Empirical Evaluation

GEAR is evaluated on eight benchmarks spanning mathematical reasoning (e.g., MATH, GSM8K, AIME24/25) and agentic tool-use tasks (e.g., ToolSandbox, BFCL, ACEBench), using Qwen3-4B and Qwen3-8B models. Comparative baselines include GRPO, feature-based multi-turn RL methods (ARPO, MT-GRPO), and token/turn-level self-distillation approaches.

Strong empirical results are reported:

On difficult long-horizon settings (low baseline GRPO performance), GEAR achieves up to 20% improvement in accuracy over GRPO.
GEAR exhibits gains in both in-domain and cross-domain generalization, with notably robust performance on challenging, distribution-shifted math leaderboards (AIME24/25).
Training curves confirm that GEAR consistently sustains higher policy entropy during training, indicative of greater exploration and avoidance of premature convergence (Figure 4).
Figure 4: Training curves of GRPO, GEAR, and variants: GEAR achieves the highest mean reward and maintains higher entropy.

Ablation studies reinforce that both segment-level propagation and the dynamic segmentation strategy (combining reverse KL triggering and entropy-based termination) are essential for achieving stable, fine-grained credit propagation. Using standard units (e.g., turns, tool invocations) or neglecting either segmentation cue results in degraded performance and less accurate credit localization.

Theoretical and Practical Implications

GEAR’s integration of self-distillation divergence and dynamic adaptive segmentation addresses key limitations of fixed-unit credit assignment and step-level reward dependence in RL for LLM agents. By using only ground-truth-conditioned self-reference and intrinsic uncertainty without external reward models or manual annotation, GEAR is applicable to a broad class of RL settings with outcome-only supervision. The approach reduces overfitting to in-domain trajectories and fosters transferability, as evidenced by robust cross-domain results.

Practically, this improves policy reliability, stability, and sample efficiency for LLM-based agents operating in multi-step, compositional environments. Theoretically, it foregrounds the value of leveraging intrinsic model signals for behavioral diagnostics and control, suggesting a broader research agenda around reference-guided, structure-adaptive RL for language agents.

Future Directions

GEAR’s design presumes availability of reliable ground-truth trajectories for constructing the teacher policy. Extension to open-ended environments (where ground truth is ambiguous or multiple valid behaviors exist) could employ proxy signals (e.g., ensemble verification, preference modeling) for reference construction. Broader application to multimodal agentic settings and scaling to more expressive trajectory structures are additional avenues.
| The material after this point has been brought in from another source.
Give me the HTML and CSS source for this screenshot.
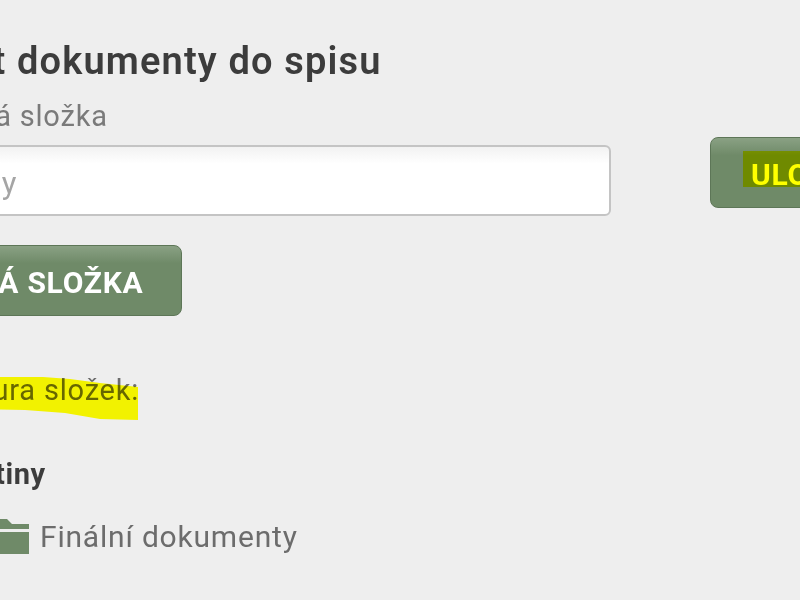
FILE: index.html
```html
<!DOCTYPE html>
<html lang="cs">
<head>
<meta charset="utf-8">
<title>Přidat dokumenty do spisu</title>
<link rel="stylesheet" href="styles.css">
</head>
<body>
<main class="page">
  <div class="row">
    <div class="col">
      <h1 class="title">Přidat dokumenty do spisu</h1>
      <label class="label">Vybraná složka</label>
      <div class="input">Listiny</div>
      <button class="btn btn-new">NOVÁ SLOŽKA</button>
      <p class="struct"><span class="struct-text">Struktura složek:</span><span class="marker"></span></p>
      <p class="group">Listiny</p>
      <div class="folder">
        <svg class="folder-icon" viewBox="0 0 44 35"><path d="M0 9V0h22l5 5h17v5H0z M0 13h44v22H0z" fill="#6f8a68"/></svg>
        <span class="folder-name">Finální dokumenty</span>
      </div>
    </div>
    <div class="side">
      <button class="btn btn-save">ULOŽIT<span class="btn-marker"></span></button>
    </div>
  </div>
</main>
</body>
</html>
```
FILE: styles.css
```css
html, body { margin: 0; height: 100%; overflow: hidden; background: #eeeeee; }
.page { width: 1100px; margin-left: -105px; padding-top: 38px; font-family: "Roboto", "Liberation Sans", sans-serif; filter: blur(0.6px); }
.row { display: flex; gap: 99px; }
.col { width: 716px; flex: none; }
.title { margin: 0; padding-left: 2px; font-size: 38px; line-height: 46px; font-weight: 600; letter-spacing: 1.15px; color: #3c3c3c; white-space: nowrap; }
.label { display: block; margin: 14px 0 0 6px; font-size: 29px; line-height: 36px; letter-spacing: 0.8px; color: #7a7a7a; white-space: nowrap; }
.input { box-sizing: border-box; height: 71px; margin-top: 11px; padding-left: 25px; font-size: 31px; line-height: 74px; letter-spacing: 0.8px; color: #a5a5a5; background: linear-gradient(#f2f2f2, #ffffff 25%); border: 2px solid #c4c4c4; border-radius: 6px; }
.btn { display: block; position: relative; box-sizing: border-box; height: 71px; padding: 4px 40px 0; font: 700 30px "Roboto", sans-serif; letter-spacing: 0.75px; color: #fff; white-space: nowrap; background: linear-gradient(#8aa184, #6f8a68 25%); border: 1px solid #5d7657; border-radius: 8px; }
.btn-new { margin-top: 29px; width: 287px; }
.btn-save { margin-top: 99px; width: 200px; text-align: left; }
.btn-marker { position: absolute; left: 32px; top: 13px; width: 168px; height: 36px; background: #ffff00; mix-blend-mode: multiply; }
.struct { position: relative; margin: 55px 0 0; font-size: 29px; line-height: 38px; letter-spacing: 0.8px; color: #6c6c6c; }
.struct-text { margin-left: 16px; }
.marker { position: absolute; left: 0; top: 0; width: 243px; height: 50px; background: #f2f200; mix-blend-mode: multiply; clip-path: polygon(0 6px, 148px 6px, 175px 8px, 205px 12px, 243px 16px, 243px 49px, 205px 48px, 170px 42px, 130px 39px, 0 37px); }
.group { margin: 47px 0 0 60px; font-size: 29px; line-height: 36px; font-weight: 700; letter-spacing: 0.6px; color: #3c3c3c; }
.folder { display: flex; align-items: center; gap: 11px; margin-top: 24px; padding-left: 90px; }
.folder-icon { width: 44px; height: 35px; }
.folder-name { padding-top: 2px; font-size: 30px; line-height: 38px; letter-spacing: 0.8px; color: #6c6c6c; white-space: nowrap; }
```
Further, integrating GEAR’s adaptive advantage propagation with hierarchical or search-augmented policy architectures, and evaluating its interaction with more sophisticated exploration/exploitation schedules, would offer valuable insights.

Conclusion

GEAR introduces a principled, granularity-adaptive advantage reweighting procedure, leveraging reverse KL divergence and entropy-based segmentation anchored in self-distillation, to advance fine-grained credit assignment in RL for LLM agents. Empirical results validate that GEAR consistently outperforms both outcome-level and token/turn-level baselines, achieving strong improvements especially in long-horizon, challenging settings. The framework reduces the reliance on external/local reward models, facilitating scalable, robust RL fine-tuning for agentic LLM systems and motivating new directions in model-driven trajectory analysis and credit assignment (2605.11853).